In today’s fast-paced world, it’s not easy to adjust one’s schedule prior to a trip. But the primary cause of jet lag is disruption to your body clock, otherwise known as circadian rhythm. If you are flying through two or more time zones, your body clock is out of sync and may cause you to experience one or more symptoms, including fatigue, insomnia and confusion. To lessen the effects of jet lag prior to your departure, try to gradually adjust your schedule if possible and get plenty of rest the night before.
Staying hydrated before, during and after your arrival is essential to lessening symptoms of dehydration. This means drinking plenty of water, even if it requires multiple trips to the airplane’s restrooms. If you drink alcohol, you should try to avoid consuming any alcoholic beverages the night before and during the flight to minimize the risk of dehydration and travel fatigue.
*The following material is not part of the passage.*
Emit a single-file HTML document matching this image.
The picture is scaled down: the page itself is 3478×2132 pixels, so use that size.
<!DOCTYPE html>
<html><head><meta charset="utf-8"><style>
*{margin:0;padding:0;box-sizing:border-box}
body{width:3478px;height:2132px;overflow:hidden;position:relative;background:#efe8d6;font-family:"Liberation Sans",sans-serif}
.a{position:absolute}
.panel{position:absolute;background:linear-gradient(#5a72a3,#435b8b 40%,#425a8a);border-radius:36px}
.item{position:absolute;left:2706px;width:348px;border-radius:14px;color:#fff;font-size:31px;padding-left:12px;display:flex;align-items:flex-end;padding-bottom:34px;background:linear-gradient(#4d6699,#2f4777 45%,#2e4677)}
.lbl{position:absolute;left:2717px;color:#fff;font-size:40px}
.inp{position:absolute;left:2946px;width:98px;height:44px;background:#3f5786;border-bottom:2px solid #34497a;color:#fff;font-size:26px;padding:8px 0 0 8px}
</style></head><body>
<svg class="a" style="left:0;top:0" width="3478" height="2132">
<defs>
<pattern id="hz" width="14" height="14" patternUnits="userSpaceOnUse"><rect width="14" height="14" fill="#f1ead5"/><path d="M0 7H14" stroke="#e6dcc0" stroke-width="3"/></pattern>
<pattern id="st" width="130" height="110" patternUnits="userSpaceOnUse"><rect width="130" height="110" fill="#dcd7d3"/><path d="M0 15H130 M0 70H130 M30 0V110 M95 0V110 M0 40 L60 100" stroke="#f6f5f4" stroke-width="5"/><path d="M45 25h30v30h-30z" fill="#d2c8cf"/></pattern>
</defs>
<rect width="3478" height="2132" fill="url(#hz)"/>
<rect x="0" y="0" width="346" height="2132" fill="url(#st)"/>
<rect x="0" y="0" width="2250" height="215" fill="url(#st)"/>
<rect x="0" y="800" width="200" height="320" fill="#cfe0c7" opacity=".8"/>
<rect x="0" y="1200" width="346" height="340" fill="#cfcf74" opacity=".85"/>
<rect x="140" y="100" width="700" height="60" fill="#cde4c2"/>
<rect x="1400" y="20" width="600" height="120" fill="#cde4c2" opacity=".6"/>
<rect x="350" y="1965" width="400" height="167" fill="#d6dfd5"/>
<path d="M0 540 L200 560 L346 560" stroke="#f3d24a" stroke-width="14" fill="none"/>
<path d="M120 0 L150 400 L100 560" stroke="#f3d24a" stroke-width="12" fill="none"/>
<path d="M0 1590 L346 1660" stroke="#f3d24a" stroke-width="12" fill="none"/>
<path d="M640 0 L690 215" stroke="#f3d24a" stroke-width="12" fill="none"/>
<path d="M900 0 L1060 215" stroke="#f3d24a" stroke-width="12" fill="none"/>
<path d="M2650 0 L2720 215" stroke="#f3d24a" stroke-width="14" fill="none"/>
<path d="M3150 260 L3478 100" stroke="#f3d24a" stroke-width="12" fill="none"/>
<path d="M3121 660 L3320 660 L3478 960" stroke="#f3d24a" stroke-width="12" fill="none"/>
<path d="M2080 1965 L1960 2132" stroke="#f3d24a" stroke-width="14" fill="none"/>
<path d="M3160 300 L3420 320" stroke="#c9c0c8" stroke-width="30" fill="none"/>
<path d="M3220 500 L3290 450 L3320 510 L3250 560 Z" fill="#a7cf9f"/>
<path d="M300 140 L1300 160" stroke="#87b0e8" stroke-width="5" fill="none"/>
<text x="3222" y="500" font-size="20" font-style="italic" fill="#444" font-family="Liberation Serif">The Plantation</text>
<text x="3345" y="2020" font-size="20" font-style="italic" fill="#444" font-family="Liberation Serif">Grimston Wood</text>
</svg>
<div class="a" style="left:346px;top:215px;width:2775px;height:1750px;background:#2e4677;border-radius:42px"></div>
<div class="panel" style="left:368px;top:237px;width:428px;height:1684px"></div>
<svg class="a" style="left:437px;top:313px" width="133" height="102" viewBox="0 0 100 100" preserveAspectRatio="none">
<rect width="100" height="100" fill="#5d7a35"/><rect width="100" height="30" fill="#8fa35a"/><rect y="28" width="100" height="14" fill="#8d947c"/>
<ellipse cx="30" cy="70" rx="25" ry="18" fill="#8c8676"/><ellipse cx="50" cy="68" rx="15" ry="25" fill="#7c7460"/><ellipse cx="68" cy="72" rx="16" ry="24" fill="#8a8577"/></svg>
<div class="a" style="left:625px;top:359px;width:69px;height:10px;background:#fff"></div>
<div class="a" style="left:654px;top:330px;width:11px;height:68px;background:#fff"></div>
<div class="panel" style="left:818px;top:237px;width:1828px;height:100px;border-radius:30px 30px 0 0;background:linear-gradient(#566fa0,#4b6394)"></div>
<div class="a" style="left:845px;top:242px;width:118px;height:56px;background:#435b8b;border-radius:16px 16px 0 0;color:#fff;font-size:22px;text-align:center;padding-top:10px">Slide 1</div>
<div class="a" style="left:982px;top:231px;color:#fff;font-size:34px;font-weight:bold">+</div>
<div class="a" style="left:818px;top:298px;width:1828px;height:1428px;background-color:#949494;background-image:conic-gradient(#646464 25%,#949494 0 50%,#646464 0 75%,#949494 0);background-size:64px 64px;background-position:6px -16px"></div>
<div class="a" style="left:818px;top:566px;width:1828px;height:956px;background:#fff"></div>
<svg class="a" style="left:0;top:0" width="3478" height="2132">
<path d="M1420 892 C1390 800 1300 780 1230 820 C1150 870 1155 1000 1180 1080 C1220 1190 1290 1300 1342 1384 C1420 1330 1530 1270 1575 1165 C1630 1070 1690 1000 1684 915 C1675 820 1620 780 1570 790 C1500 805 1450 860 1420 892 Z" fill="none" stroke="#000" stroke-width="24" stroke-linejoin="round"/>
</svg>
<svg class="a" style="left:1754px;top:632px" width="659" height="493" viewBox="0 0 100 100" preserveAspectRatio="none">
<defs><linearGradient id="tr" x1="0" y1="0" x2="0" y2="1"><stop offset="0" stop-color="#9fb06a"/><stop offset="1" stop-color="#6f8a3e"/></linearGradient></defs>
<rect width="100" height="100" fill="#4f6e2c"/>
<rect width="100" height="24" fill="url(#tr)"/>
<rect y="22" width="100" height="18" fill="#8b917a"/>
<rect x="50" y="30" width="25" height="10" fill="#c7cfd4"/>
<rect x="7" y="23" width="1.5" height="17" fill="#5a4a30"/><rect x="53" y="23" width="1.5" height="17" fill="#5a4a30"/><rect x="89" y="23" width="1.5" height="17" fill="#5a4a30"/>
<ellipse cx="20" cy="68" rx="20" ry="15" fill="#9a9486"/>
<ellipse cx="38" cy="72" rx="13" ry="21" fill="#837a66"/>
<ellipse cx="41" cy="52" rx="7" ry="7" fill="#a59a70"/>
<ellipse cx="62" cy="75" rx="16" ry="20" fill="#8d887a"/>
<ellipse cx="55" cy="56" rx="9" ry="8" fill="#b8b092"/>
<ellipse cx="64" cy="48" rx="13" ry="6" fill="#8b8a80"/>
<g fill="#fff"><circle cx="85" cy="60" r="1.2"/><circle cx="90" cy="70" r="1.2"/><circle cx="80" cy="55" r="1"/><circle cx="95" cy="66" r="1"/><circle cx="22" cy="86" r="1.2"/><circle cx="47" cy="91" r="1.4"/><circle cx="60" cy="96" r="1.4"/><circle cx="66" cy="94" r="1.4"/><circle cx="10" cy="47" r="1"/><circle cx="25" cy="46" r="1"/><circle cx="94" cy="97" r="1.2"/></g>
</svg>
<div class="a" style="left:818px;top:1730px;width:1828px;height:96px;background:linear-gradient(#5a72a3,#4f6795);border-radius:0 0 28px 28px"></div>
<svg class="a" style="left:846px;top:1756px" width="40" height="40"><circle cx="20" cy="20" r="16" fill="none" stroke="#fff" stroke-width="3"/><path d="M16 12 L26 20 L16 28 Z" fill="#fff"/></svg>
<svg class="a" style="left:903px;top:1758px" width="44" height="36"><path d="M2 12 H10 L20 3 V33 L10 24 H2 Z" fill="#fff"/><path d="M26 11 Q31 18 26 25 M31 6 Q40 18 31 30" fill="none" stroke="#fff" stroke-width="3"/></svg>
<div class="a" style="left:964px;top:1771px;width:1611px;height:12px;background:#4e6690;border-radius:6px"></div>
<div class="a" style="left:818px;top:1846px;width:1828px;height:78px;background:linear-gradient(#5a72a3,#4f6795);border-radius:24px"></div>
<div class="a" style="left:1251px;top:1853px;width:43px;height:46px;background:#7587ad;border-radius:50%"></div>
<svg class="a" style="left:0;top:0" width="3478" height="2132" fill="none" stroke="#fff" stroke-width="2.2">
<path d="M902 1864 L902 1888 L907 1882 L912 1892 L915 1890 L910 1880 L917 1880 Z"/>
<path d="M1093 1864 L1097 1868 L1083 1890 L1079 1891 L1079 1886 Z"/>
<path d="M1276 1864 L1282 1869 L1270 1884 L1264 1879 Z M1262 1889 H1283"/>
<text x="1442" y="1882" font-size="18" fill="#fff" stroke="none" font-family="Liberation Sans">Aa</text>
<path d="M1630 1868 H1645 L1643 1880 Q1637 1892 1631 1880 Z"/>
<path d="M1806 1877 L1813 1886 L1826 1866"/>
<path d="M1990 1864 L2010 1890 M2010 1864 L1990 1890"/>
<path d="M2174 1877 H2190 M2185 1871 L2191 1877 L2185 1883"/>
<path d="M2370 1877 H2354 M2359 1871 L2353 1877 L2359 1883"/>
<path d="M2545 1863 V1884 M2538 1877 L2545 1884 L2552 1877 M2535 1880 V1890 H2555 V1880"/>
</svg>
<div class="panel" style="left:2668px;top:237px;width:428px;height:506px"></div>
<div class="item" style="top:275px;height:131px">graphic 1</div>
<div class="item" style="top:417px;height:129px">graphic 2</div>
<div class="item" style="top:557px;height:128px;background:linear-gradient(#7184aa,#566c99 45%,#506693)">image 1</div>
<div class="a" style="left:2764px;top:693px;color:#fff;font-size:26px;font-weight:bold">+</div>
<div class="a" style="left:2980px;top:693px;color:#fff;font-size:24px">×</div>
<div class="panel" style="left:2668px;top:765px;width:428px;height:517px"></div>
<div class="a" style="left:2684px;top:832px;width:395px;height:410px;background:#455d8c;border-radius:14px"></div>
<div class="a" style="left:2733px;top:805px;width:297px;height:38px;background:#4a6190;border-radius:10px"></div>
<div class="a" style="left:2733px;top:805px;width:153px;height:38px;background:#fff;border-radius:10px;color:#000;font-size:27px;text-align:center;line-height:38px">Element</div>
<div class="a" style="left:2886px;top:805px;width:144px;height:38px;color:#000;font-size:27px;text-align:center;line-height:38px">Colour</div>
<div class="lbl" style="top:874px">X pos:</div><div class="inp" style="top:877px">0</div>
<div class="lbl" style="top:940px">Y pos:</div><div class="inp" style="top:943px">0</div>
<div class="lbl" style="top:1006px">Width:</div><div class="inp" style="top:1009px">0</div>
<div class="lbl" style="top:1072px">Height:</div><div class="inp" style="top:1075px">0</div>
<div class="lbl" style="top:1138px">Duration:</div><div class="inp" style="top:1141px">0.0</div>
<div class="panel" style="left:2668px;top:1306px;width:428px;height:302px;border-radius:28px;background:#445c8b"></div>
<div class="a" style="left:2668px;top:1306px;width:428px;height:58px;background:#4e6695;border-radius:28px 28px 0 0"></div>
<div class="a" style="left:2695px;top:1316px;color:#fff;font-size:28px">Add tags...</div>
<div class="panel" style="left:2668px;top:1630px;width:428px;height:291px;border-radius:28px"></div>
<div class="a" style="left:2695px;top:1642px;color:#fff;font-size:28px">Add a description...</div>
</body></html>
Also know that flying at high altitudes or flying at night magnify the negative effects of alcohol consumption. One other source of dehydration is the use of caffeine. If you’re hoping to get some rest on the flight, try avoiding caffeine. Above all, keeping hydrated is the most important way to reduce the effects of jet lag.
Plan on having a light dinner the night before, for your morning breakfast and during your flight. Try to restrict foods high in fat such as cheeseburgers, pizza, potato chips and ice cream, which can leave you feeling bloated and sluggish. If you’re trying to stay awake during your flight, foods high in protein such as turkey breast, salmon, cheese, beef, yogurt and beans can help you stay alert. On the other hand, if you’re trying to get some rest, reduce your protein intake and eat more food items that are high in complex carbohydrates, such as whole grain cereal, bananas, potatoes, beans, pasta and oatmeal. During your flight, it also helps to move about the cabin, not only to stretch your legs, but also to reduce the risk of jet lag and the risk of swelling of your legs and feet (thrombosis). If you have a long layover, you should get off the plane and go for an extended walk; you’ll have plenty of time to rest when back on board.
Traveling through more than one time zone means being onboard a plane for several hours. Because flights to Europe are typically overnight and arriving the following morning, you’ll feel much more rested if you are able to get some sleep. If you find it difficult to fall asleep, you may want to consider using a short-acting, over-the-counter or prescription sleeping pill, but only if you have consulted with your personal physician in advance of your trip. One widely used treatment for reducing the effects of jet lag is melatonin, a hormone found naturally in the body. When taken as a supplement in pill form, the latest research has showed that melatonin can help you sleep, in addition to aiding in resetting your body clock. If you think melatonin is worth a try, speak with your doctor for recommendations, especially if you have a medical condition and/or take other medications that may counteract with it. If you prefer a homeopathic remedy, some of the better known products on the market are No-Jet-Lag and JetZone. Most importantly, if you have a chronic condition, such as diabetes, you should schedule a medical exam well in advance of your trip.
After you have arrived at your destination and checked into your hotel or other lodging, you shouldn’t stay in your room to get more rest. Instead, try to adjust to the time change and go outdoors and get some fresh air, exercise and hopefully some sunshine. After a nice stroll, plan on staying up and going to bed around the same time you would normally but with the new time change. The following day is more of the same; avoid staying indoors, get some exercise and go to bed around the same time you would at home.